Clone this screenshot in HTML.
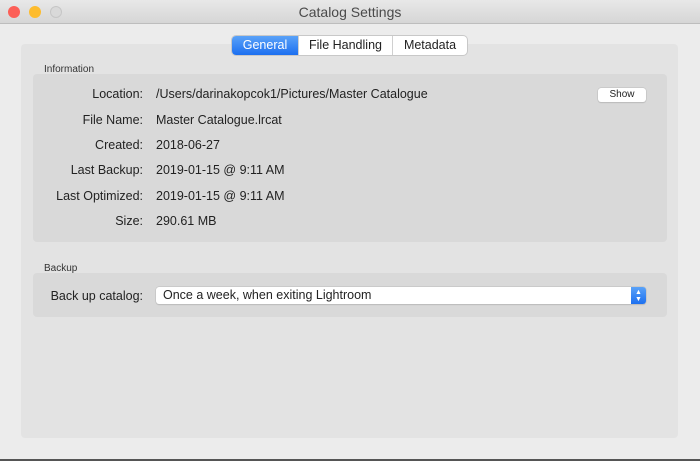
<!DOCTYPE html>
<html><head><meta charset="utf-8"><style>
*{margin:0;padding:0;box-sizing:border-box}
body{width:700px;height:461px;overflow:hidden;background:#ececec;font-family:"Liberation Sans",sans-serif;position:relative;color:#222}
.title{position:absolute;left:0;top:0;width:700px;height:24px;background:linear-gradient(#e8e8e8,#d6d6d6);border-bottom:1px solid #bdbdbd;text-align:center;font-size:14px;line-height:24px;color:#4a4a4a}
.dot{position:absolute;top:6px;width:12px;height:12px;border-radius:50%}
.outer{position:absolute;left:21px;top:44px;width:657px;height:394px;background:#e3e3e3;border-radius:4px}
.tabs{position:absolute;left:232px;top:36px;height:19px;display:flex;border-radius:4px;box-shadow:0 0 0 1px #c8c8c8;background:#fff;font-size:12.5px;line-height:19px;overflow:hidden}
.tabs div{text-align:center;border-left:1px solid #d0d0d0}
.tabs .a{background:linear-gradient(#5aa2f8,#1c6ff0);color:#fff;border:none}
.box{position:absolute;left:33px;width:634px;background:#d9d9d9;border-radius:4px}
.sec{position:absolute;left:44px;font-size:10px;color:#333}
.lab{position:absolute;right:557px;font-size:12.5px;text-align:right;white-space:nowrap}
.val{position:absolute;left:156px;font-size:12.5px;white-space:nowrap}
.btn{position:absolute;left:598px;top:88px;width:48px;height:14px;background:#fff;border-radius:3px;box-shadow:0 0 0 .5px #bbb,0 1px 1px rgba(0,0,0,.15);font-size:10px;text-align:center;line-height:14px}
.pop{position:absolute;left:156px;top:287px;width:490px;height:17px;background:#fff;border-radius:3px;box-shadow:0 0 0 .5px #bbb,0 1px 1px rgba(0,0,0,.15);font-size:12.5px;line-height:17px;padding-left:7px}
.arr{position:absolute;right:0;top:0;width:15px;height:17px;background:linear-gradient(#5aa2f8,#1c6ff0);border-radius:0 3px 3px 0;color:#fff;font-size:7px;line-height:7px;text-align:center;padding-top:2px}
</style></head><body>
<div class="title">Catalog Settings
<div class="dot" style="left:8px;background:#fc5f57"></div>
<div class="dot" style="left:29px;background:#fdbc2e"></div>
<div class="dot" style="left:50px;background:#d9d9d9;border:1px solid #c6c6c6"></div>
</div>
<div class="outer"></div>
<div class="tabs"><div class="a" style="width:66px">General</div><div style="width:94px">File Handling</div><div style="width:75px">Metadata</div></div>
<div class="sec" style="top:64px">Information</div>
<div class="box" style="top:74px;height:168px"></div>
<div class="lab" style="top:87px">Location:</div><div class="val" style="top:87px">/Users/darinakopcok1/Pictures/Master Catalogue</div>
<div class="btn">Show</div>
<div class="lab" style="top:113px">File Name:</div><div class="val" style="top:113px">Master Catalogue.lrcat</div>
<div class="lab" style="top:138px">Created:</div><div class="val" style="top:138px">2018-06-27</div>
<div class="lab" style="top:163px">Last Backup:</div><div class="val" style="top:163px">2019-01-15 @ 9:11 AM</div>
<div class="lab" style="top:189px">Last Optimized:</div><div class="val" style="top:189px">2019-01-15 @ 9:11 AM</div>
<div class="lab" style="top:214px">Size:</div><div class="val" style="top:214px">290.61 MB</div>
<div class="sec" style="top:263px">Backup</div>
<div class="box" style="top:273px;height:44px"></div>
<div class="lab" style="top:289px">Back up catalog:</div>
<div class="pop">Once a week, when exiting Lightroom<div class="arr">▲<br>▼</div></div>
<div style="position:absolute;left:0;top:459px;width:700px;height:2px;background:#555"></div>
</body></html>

Exercise task: Copy the material exactly. Do not include the pictures.

Complete answer:
Clone this screenshot in HTML.
<!DOCTYPE html>
<html><head><meta charset="utf-8"><style>
*{margin:0;padding:0;box-sizing:border-box}
body{width:700px;height:461px;overflow:hidden;background:#ececec;font-family:"Liberation Sans",sans-serif;position:relative;color:#222}
.title{position:absolute;left:0;top:0;width:700px;height:24px;background:linear-gradient(#e8e8e8,#d6d6d6);border-bottom:1px solid #bdbdbd;text-align:center;font-size:14px;line-height:24px;color:#4a4a4a}
.dot{position:absolute;top:6px;width:12px;height:12px;border-radius:50%}
.outer{position:absolute;left:21px;top:44px;width:657px;height:394px;background:#e3e3e3;border-radius:4px}
.tabs{position:absolute;left:232px;top:36px;height:19px;display:flex;border-radius:4px;box-shadow:0 0 0 1px #c8c8c8;background:#fff;font-size:12.5px;line-height:19px;overflow:hidden}
.tabs div{text-align:center;border-left:1px solid #d0d0d0}
.tabs .a{background:linear-gradient(#5aa2f8,#1c6ff0);color:#fff;border:none}
.box{position:absolute;left:33px;width:634px;background:#d9d9d9;border-radius:4px}
.sec{position:absolute;left:44px;font-size:10px;color:#333}
.lab{position:absolute;right:557px;font-size:12.5px;text-align:right;white-space:nowrap}
.val{position:absolute;left:156px;font-size:12.5px;white-space:nowrap}
.btn{position:absolute;left:598px;top:88px;width:48px;height:14px;background:#fff;border-radius:3px;box-shadow:0 0 0 .5px #bbb,0 1px 1px rgba(0,0,0,.15);font-size:10px;text-align:center;line-height:14px}
.pop{position:absolute;left:156px;top:287px;width:490px;height:17px;background:#fff;border-radius:3px;box-shadow:0 0 0 .5px #bbb,0 1px 1px rgba(0,0,0,.15);font-size:12.5px;line-height:17px;padding-left:7px}
.arr{position:absolute;right:0;top:0;width:15px;height:17px;background:linear-gradient(#5aa2f8,#1c6ff0);border-radius:0 3px 3px 0;color:#fff;font-size:7px;line-height:7px;text-align:center;padding-top:2px}
</style></head><body>
<div class="title">Catalog Settings
<div class="dot" style="left:8px;background:#fc5f57"></div>
<div class="dot" style="left:29px;background:#fdbc2e"></div>
<div class="dot" style="left:50px;background:#d9d9d9;border:1px solid #c6c6c6"></div>
</div>
<div class="outer"></div>
<div class="tabs"><div class="a" style="width:66px">General</div><div style="width:94px">File Handling</div><div style="width:75px">Metadata</div></div>
<div class="sec" style="top:64px">Information</div>
<div class="box" style="top:74px;height:168px"></div>
<div class="lab" style="top:87px">Location:</div><div class="val" style="top:87px">/Users/darinakopcok1/Pictures/Master Catalogue</div>
<div class="btn">Show</div>
<div class="lab" style="top:113px">File Name:</div><div class="val" style="top:113px">Master Catalogue.lrcat</div>
<div class="lab" style="top:138px">Created:</div><div class="val" style="top:138px">2018-06-27</div>
<div class="lab" style="top:163px">Last Backup:</div><div class="val" style="top:163px">2019-01-15 @ 9:11 AM</div>
<div class="lab" style="top:189px">Last Optimized:</div><div class="val" style="top:189px">2019-01-15 @ 9:11 AM</div>
<div class="lab" style="top:214px">Size:</div><div class="val" style="top:214px">290.61 MB</div>
<div class="sec" style="top:263px">Backup</div>
<div class="box" style="top:273px;height:44px"></div>
<div class="lab" style="top:289px">Back up catalog:</div>
<div class="pop">Once a week, when exiting Lightroom<div class="arr">▲<br>▼</div></div>
<div style="position:absolute;left:0;top:459px;width:700px;height:2px;background:#555"></div>
</body></html>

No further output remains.